> _WRITTEN EXERCISE_
Your task is to repeat all of the data exactly while excluding the pictures.

>> START RAW DATA

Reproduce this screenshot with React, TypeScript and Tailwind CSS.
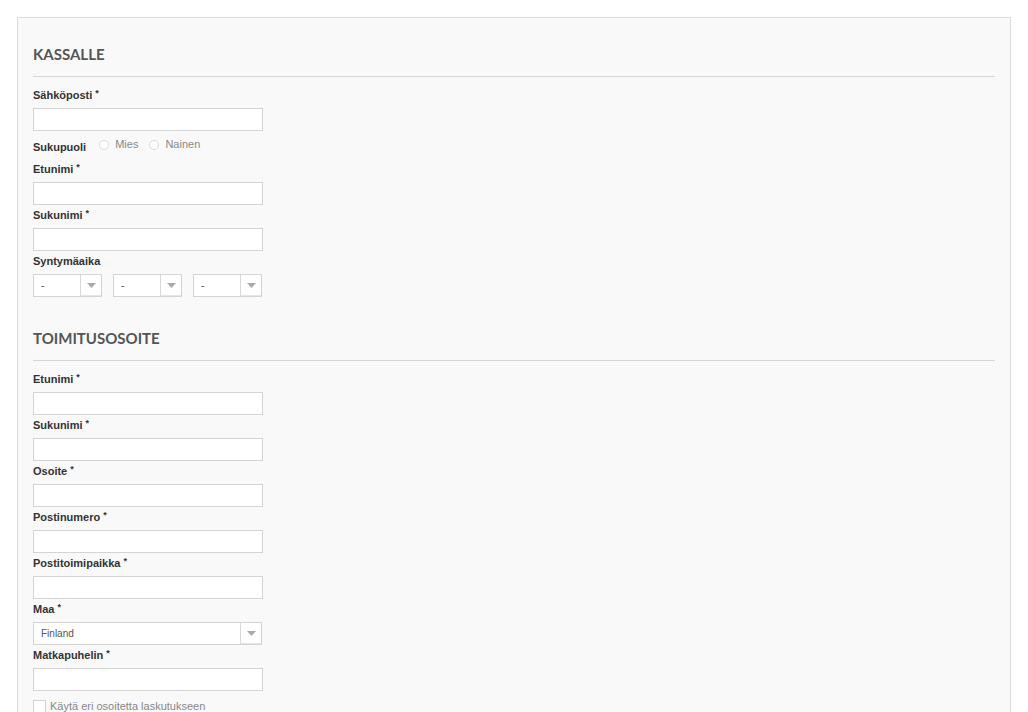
import React from "react";

const labelFont = { fontFamily: '"Liberation Sans", Arial, sans-serif' };

const Req = () => (
  <span className="relative -top-[3px] ml-[3px] text-[9px] font-bold">*</span>
);

const Label = ({ text, required = true }: { text: string; required?: boolean }) => (
  <label className="block h-[14px] text-[11px] leading-[14px] font-bold text-[#333] mb-[6px]">
    {text}
    {required && <Req />}
  </label>
);

const TextInput = () => (
  <input
    type="text"
    className="block w-[230px] h-[23px] bg-white border border-[#d4d4d4] outline-none"
  />
);

const Arrow = () => (
  <span className="flex items-center justify-center w-[21px] h-[21px] border-l border-[#d9d9d9] bg-white shadow-[inset_0_-1px_0_#e6e6e6]">
    <svg width="9" height="5" viewBox="0 0 9 5">
      <path d="M0 0h9L4.5 5z" fill="#aaa" />
    </svg>
  </span>
);

const Select = ({ value, width }: { value: string; width: string }) => (
  <div
    className={`flex items-center justify-between h-[23px] bg-white border border-[#d4d4d4] ${width}`}
  >
    <span className="pl-[7px] text-[10px] text-[#555]">{value}</span>
    <Arrow />
  </div>
);

const Field = ({ label }: { label: string }) => (
  <div className="mb-[3px]">
    <Label text={label} />
    <TextInput />
  </div>
);

const Radio = ({ text }: { text: string }) => (
  <span className="flex items-center gap-[6px] text-[11px] text-[#888]">
    <span className="w-[10px] h-[10px] rounded-full border border-[#d8d8d8] bg-white" />
    {text}
  </span>
);

const Heading = ({ text }: { text: string }) => (
  <div className="border-b border-[#d6d6d6] pb-[12px] mb-[11px]">
    <h2
      className="text-[15px] leading-[20px] font-bold text-[#555]"
      style={{ fontFamily: 'Lato, "Open Sans", sans-serif' }}
    >
      {text}
    </h2>
  </div>
);

export default function App() {
  return (
    <div className="min-h-[712px] bg-white pt-[17px] px-[17px]" style={labelFont}>
      <div className="bg-[#f9f9f9] border border-[#dcdcdc] border-b-0 pt-[26px] px-[15px] pb-[40px]">
        {/* Kassalle */}
        <Heading text="KASSALLE" />
        <Field label="Sähköposti" />

        <div className="flex items-center h-[25px] mb-[3px]">
          <span className="text-[11px] font-bold text-[#333] mr-[13px] pt-[2px]">
            Sukupuoli
          </span>
          <div className="flex items-center gap-[11px] -mt-[4px]">
            <Radio text="Mies" />
            <Radio text="Nainen" />
          </div>
        </div>

        <Field label="Etunimi" />
        <Field label="Sukunimi" />

        <div>
          <Label text="Syntymäaika" required={false} />
          <div className="flex gap-[11px]">
            <Select value="-" width="w-[69px]" />
            <Select value="-" width="w-[69px]" />
            <Select value="-" width="w-[69px]" />
          </div>
        </div>

        {/* Toimitusosoite */}
        <div className="mt-[31px]">
          <Heading text="TOIMITUSOSOITE" />
        </div>
        <Field label="Etunimi" />
        <Field label="Sukunimi" />
        <Field label="Osoite" />
        <Field label="Postinumero" />
        <Field label="Postitoimipaikka" />
        <div className="mb-[3px]">
          <Label text="Maa" />
          <Select value="Finland" width="w-[229px]" />
        </div>
        <Field label="Matkapuhelin" />

        <label className="flex items-center gap-[4px] mt-[7px] text-[11px] text-[#888]">
          <span className="w-[13px] h-[13px] border border-[#d4d4d4] bg-white" />
          Käytä eri osoitetta laskutukseen
        </label>
      </div>
    </div>
  );
}
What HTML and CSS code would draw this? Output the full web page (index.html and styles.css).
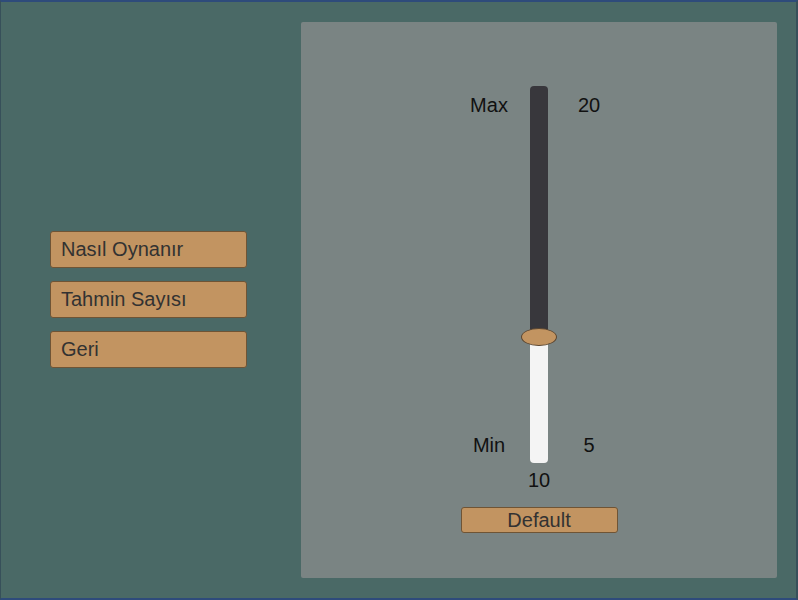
FILE: index.html
```html
<!DOCTYPE html>
<html>
<head>
<meta charset="utf-8">
<link rel="stylesheet" href="styles.css">
</head>
<body>
<div class="frame">
  <div class="menu">
    <div class="btn">Nasıl Oynanır</div>
    <div class="btn">Tahmin Sayısı</div>
    <div class="btn">Geri</div>
  </div>
  <div class="panel">
    <div class="slider-row">
      <div class="labels">
        <span>Max</span>
        <span>Min</span>
      </div>
      <div class="track">
        <div class="handle"></div>
      </div>
      <div class="labels">
        <span>20</span>
        <span>5</span>
      </div>
    </div>
    <div class="value">10</div>
    <div class="default-btn">Default</div>
  </div>
</div>
</body>
</html>
```
FILE: styles.css
```css
html, body {
  margin: 0;
  padding: 0;
  background: #4a6966;
}
.frame {
  width: 798px;
  height: 600px;
  box-sizing: border-box;
  border-top: 2px solid #2e4b7b;
  border-bottom: 2px solid #2e4b7b;
  border-left: 1px solid #37505a;
  border-right: 2px solid #37505a;
  background: #4a6966;
  display: flex;
  font-family: "Liberation Sans", Arial, sans-serif;
}
.menu {
  width: 300px;
  display: flex;
  flex-direction: column;
  gap: 13px;
  padding-top: 229px;
  padding-left: 49px;
  box-sizing: border-box;
}
.btn {
  width: 197px;
  height: 37px;
  box-sizing: border-box;
  background: #c29461;
  border: 1px solid #6f5435;
  border-radius: 3px;
  color: #323232;
  font-size: 20px;
  line-height: 35px;
  padding-left: 10px;
}
.panel {
  margin-top: 20px;
  width: 476px;
  height: 556px;
  background: #7a8483;
  border-radius: 2px;
  display: flex;
  flex-direction: column;
  align-items: center;
  padding-top: 64px;
  box-sizing: border-box;
}
.slider-row {
  display: grid;
  grid-template-columns: 82px 18px 82px;
  height: 377px;
}
.labels {
  display: flex;
  flex-direction: column;
  justify-content: space-between;
  align-items: center;
  padding: 8px 0 7px;
  font-size: 20px;
  line-height: 22px;
  color: #111;
}
.track {
  position: relative;
  width: 18px;
  height: 377px;
  border-radius: 4px;
  background: linear-gradient(to bottom, #38373c 0, #38373c 251px, #f4f4f4 251px, #f4f4f4 100%);
}
.handle {
  position: absolute;
  left: -9px;
  top: 242px;
  width: 36px;
  height: 18px;
  box-sizing: border-box;
  border-radius: 50%;
  background: #c29461;
  border: 1px solid #5a4530;
}
.value {
  margin-top: 6px;
  font-size: 20px;
  line-height: 22px;
  color: #111;
}
.default-btn {
  margin-top: 16px;
  width: 157px;
  height: 26px;
  box-sizing: border-box;
  background: #c29461;
  border: 1px solid #6f5435;
  border-radius: 3px;
  color: #323232;
  font-size: 20px;
  line-height: 24px;
  text-align: center;
}
```
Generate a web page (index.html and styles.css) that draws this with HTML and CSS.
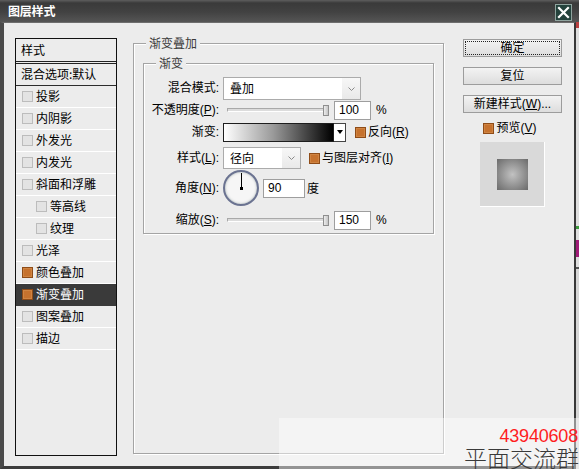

>> END RAW DATA

> _THE ANSWER_
Reproduce this screenshot with React, TypeScript and Tailwind CSS.
import React from "react";

const labelFont = { fontFamily: '"Liberation Sans", Arial, sans-serif' };

const Req = () => (
  <span className="relative -top-[3px] ml-[3px] text-[9px] font-bold">*</span>
);

const Label = ({ text, required = true }: { text: string; required?: boolean }) => (
  <label className="block h-[14px] text-[11px] leading-[14px] font-bold text-[#333] mb-[6px]">
    {text}
    {required && <Req />}
  </label>
);

const TextInput = () => (
  <input
    type="text"
    className="block w-[230px] h-[23px] bg-white border border-[#d4d4d4] outline-none"
  />
);

const Arrow = () => (
  <span className="flex items-center justify-center w-[21px] h-[21px] border-l border-[#d9d9d9] bg-white shadow-[inset_0_-1px_0_#e6e6e6]">
    <svg width="9" height="5" viewBox="0 0 9 5">
      <path d="M0 0h9L4.5 5z" fill="#aaa" />
    </svg>
  </span>
);

const Select = ({ value, width }: { value: string; width: string }) => (
  <div
    className={`flex items-center justify-between h-[23px] bg-white border border-[#d4d4d4] ${width}`}
  >
    <span className="pl-[7px] text-[10px] text-[#555]">{value}</span>
    <Arrow />
  </div>
);

const Field = ({ label }: { label: string }) => (
  <div className="mb-[3px]">
    <Label text={label} />
    <TextInput />
  </div>
);

const Radio = ({ text }: { text: string }) => (
  <span className="flex items-center gap-[6px] text-[11px] text-[#888]">
    <span className="w-[10px] h-[10px] rounded-full border border-[#d8d8d8] bg-white" />
    {text}
  </span>
);

const Heading = ({ text }: { text: string }) => (
  <div className="border-b border-[#d6d6d6] pb-[12px] mb-[11px]">
    <h2
      className="text-[15px] leading-[20px] font-bold text-[#555]"
      style={{ fontFamily: 'Lato, "Open Sans", sans-serif' }}
    >
      {text}
    </h2>
  </div>
);

export default function App() {
  return (
    <div className="min-h-[712px] bg-white pt-[17px] px-[17px]" style={labelFont}>
      <div className="bg-[#f9f9f9] border border-[#dcdcdc] border-b-0 pt-[26px] px-[15px] pb-[40px]">
        {/* Kassalle */}
        <Heading text="KASSALLE" />
        <Field label="Sähköposti" />

        <div className="flex items-center h-[25px] mb-[3px]">
          <span className="text-[11px] font-bold text-[#333] mr-[13px] pt-[2px]">
            Sukupuoli
          </span>
          <div className="flex items-center gap-[11px] -mt-[4px]">
            <Radio text="Mies" />
            <Radio text="Nainen" />
          </div>
        </div>

        <Field label="Etunimi" />
        <Field label="Sukunimi" />

        <div>
          <Label text="Syntymäaika" required={false} />
          <div className="flex gap-[11px]">
            <Select value="-" width="w-[69px]" />
            <Select value="-" width="w-[69px]" />
            <Select value="-" width="w-[69px]" />
          </div>
        </div>

        {/* Toimitusosoite */}
        <div className="mt-[31px]">
          <Heading text="TOIMITUSOSOITE" />
        </div>
        <Field label="Etunimi" />
        <Field label="Sukunimi" />
        <Field label="Osoite" />
        <Field label="Postinumero" />
        <Field label="Postitoimipaikka" />
        <div className="mb-[3px]">
          <Label text="Maa" />
          <Select value="Finland" width="w-[229px]" />
        </div>
        <Field label="Matkapuhelin" />

        <label className="flex items-center gap-[4px] mt-[7px] text-[11px] text-[#888]">
          <span className="w-[13px] h-[13px] border border-[#d4d4d4] bg-white" />
          Käytä eri osoitetta laskutukseen
        </label>
      </div>
    </div>
  );
}
What HTML and CSS code would draw this? Output the full web page (index.html and styles.css).
FILE: index.html
```html
<!DOCTYPE html>
<html>
<head>
<meta charset="utf-8">
<link rel="stylesheet" href="styles.css">
</head>
<body>
<div class="frame">
  <div class="menu">
    <div class="btn">Nasıl Oynanır</div>
    <div class="btn">Tahmin Sayısı</div>
    <div class="btn">Geri</div>
  </div>
  <div class="panel">
    <div class="slider-row">
      <div class="labels">
        <span>Max</span>
        <span>Min</span>
      </div>
      <div class="track">
        <div class="handle"></div>
      </div>
      <div class="labels">
        <span>20</span>
        <span>5</span>
      </div>
    </div>
    <div class="value">10</div>
    <div class="default-btn">Default</div>
  </div>
</div>
</body>
</html>
```
FILE: styles.css
```css
html, body {
  margin: 0;
  padding: 0;
  background: #4a6966;
}
.frame {
  width: 798px;
  height: 600px;
  box-sizing: border-box;
  border-top: 2px solid #2e4b7b;
  border-bottom: 2px solid #2e4b7b;
  border-left: 1px solid #37505a;
  border-right: 2px solid #37505a;
  background: #4a6966;
  display: flex;
  font-family: "Liberation Sans", Arial, sans-serif;
}
.menu {
  width: 300px;
  display: flex;
  flex-direction: column;
  gap: 13px;
  padding-top: 229px;
  padding-left: 49px;
  box-sizing: border-box;
}
.btn {
  width: 197px;
  height: 37px;
  box-sizing: border-box;
  background: #c29461;
  border: 1px solid #6f5435;
  border-radius: 3px;
  color: #323232;
  font-size: 20px;
  line-height: 35px;
  padding-left: 10px;
}
.panel {
  margin-top: 20px;
  width: 476px;
  height: 556px;
  background: #7a8483;
  border-radius: 2px;
  display: flex;
  flex-direction: column;
  align-items: center;
  padding-top: 64px;
  box-sizing: border-box;
}
.slider-row {
  display: grid;
  grid-template-columns: 82px 18px 82px;
  height: 377px;
}
.labels {
  display: flex;
  flex-direction: column;
  justify-content: space-between;
  align-items: center;
  padding: 8px 0 7px;
  font-size: 20px;
  line-height: 22px;
  color: #111;
}
.track {
  position: relative;
  width: 18px;
  height: 377px;
  border-radius: 4px;
  background: linear-gradient(to bottom, #38373c 0, #38373c 251px, #f4f4f4 251px, #f4f4f4 100%);
}
.handle {
  position: absolute;
  left: -9px;
  top: 242px;
  width: 36px;
  height: 18px;
  box-sizing: border-box;
  border-radius: 50%;
  background: #c29461;
  border: 1px solid #5a4530;
}
.value {
  margin-top: 6px;
  font-size: 20px;
  line-height: 22px;
  color: #111;
}
.default-btn {
  margin-top: 16px;
  width: 157px;
  height: 26px;
  box-sizing: border-box;
  background: #c29461;
  border: 1px solid #6f5435;
  border-radius: 3px;
  color: #323232;
  font-size: 20px;
  line-height: 24px;
  text-align: center;
}
```
Generate a web page (index.html and styles.css) that draws this with HTML and CSS.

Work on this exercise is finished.